In recent years equity awards made to executive officers have been tied to achieving company performance goals. But these performance evaluations are usually linked to relative total shareholder return or financial metrics such as EPS or return on invested capital. As the tide shifts to include ESG metrics, the question now asked is, “how do we set equity awards for executives to help our company attain its ESG goals?”
Companies are finding new ways to identify issues and establish measurable goals for ESG. Issues may vary by industry and company. For example, energy companies may focus on carbon footprint as a datapoint, while beverage companies may focus on water usage. Conversely other ESG issues may apply to all businesses, such as diversity and inclusion, pay equity, human rights, community impact and employee satisfaction.
Companies often find difficulty in determining the standard of measurement for ESG. Multiple organizations offer their assessment systems to be used, including the Sustainability Accounting Standards Board, Global Reporting Initiative, and the International Business Council of the World Economic Forum.
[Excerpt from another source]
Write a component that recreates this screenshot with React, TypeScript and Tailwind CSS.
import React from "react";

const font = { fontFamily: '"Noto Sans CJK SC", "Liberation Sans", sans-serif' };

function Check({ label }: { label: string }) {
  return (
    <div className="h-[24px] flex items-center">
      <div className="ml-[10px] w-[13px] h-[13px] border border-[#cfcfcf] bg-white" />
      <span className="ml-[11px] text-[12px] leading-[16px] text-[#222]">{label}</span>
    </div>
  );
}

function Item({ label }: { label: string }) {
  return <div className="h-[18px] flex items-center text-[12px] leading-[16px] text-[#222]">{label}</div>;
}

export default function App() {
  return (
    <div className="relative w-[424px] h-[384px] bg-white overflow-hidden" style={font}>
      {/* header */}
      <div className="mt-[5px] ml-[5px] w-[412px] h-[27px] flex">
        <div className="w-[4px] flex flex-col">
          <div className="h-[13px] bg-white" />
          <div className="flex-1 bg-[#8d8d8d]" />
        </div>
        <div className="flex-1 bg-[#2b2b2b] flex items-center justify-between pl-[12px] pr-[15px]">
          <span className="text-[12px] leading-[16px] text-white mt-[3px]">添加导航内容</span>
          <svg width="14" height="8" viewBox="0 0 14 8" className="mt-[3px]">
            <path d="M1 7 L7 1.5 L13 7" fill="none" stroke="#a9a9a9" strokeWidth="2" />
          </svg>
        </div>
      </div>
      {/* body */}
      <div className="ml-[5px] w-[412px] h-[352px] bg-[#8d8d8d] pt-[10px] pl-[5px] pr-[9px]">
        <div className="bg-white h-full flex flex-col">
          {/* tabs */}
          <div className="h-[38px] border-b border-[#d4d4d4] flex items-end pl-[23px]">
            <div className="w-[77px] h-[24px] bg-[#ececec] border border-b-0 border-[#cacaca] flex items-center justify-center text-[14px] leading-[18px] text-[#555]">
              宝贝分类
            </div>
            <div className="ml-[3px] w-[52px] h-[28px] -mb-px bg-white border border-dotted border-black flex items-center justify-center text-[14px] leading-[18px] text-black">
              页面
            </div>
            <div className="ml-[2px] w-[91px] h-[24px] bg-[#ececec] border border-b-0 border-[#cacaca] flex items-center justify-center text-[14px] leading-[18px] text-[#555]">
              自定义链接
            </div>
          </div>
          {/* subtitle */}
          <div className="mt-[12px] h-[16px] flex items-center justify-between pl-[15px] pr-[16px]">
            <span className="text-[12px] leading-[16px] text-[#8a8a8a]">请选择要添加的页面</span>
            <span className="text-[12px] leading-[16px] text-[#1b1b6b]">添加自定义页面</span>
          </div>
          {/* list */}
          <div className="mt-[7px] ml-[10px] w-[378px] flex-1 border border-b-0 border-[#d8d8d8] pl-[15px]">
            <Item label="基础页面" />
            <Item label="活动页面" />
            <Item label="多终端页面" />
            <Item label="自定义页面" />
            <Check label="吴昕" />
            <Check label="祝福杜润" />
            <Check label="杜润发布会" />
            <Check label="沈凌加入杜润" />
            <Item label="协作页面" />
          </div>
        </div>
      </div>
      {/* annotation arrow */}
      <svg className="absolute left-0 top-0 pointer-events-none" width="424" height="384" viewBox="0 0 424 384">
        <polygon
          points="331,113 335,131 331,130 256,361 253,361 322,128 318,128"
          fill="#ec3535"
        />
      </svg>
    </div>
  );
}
Currently, most ESG efforts use subjective measurements, but in order to show real progress, the data for ESG must be made quantifiable as it is for customer satisfaction, employee safety and product quality.
Identifying ESG risks and establishing goals may seem daunting, but there are several considerations to keep in mind as companies identify their ESG model.
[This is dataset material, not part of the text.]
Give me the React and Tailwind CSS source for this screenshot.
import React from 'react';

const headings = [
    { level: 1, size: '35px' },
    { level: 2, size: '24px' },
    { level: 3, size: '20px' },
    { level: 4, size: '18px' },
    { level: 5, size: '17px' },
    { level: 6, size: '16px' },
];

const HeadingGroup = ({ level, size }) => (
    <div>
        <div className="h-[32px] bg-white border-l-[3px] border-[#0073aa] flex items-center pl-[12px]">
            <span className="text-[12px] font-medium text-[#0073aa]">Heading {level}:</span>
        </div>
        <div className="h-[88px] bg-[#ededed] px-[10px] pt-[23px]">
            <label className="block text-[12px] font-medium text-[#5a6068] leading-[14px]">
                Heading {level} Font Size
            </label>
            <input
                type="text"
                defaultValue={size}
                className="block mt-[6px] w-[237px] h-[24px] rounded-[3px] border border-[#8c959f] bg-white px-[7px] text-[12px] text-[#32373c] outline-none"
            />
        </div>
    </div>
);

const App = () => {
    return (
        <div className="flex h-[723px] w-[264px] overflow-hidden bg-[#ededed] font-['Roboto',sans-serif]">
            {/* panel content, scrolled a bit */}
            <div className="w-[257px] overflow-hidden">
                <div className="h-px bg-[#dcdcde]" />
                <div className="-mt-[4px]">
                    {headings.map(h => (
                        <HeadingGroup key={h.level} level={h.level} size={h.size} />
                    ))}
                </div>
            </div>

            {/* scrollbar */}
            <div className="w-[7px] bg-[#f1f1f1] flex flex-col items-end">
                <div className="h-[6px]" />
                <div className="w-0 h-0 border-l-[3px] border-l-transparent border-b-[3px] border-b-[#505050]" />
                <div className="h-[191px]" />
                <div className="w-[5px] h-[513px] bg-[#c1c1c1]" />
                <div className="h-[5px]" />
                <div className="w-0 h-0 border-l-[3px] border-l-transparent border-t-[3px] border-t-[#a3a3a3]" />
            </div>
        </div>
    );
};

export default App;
- Understand the ESG risks for your company and industry
- Review your company’s ESG disclosure, particularly in light of evolving SEC disclosure standards
- Look at industry peers for insight
- Consult with your investors
- Start with STI and progress to LTIP
- Establish whether metrics should be based on individual, group or company goals
- Determine how ESG should be measured (stand-alone metric or modifier)
- Determine the weighting of metrics
- Do not overpromise ESG behavior changes linked to any new pay design
- Test your model rigorously
- Consider the disclosure in the proxy and to other stakeholders (such as employees) of any failure to achieve ESG goals
- Be aware of litigation risks of material misrepresentation for not “walking the talk”
Climate change and other environmental goals have taken center stage with ESG metrics. That said, companies are beginning to react to public pressure in regard to social justice, from pledges for greater diversity to giving substantial donations and making promises that align pay with D&I goals. Coming this year, more substantial ESG goals will be set for long-term equity incentive awards for executive officers.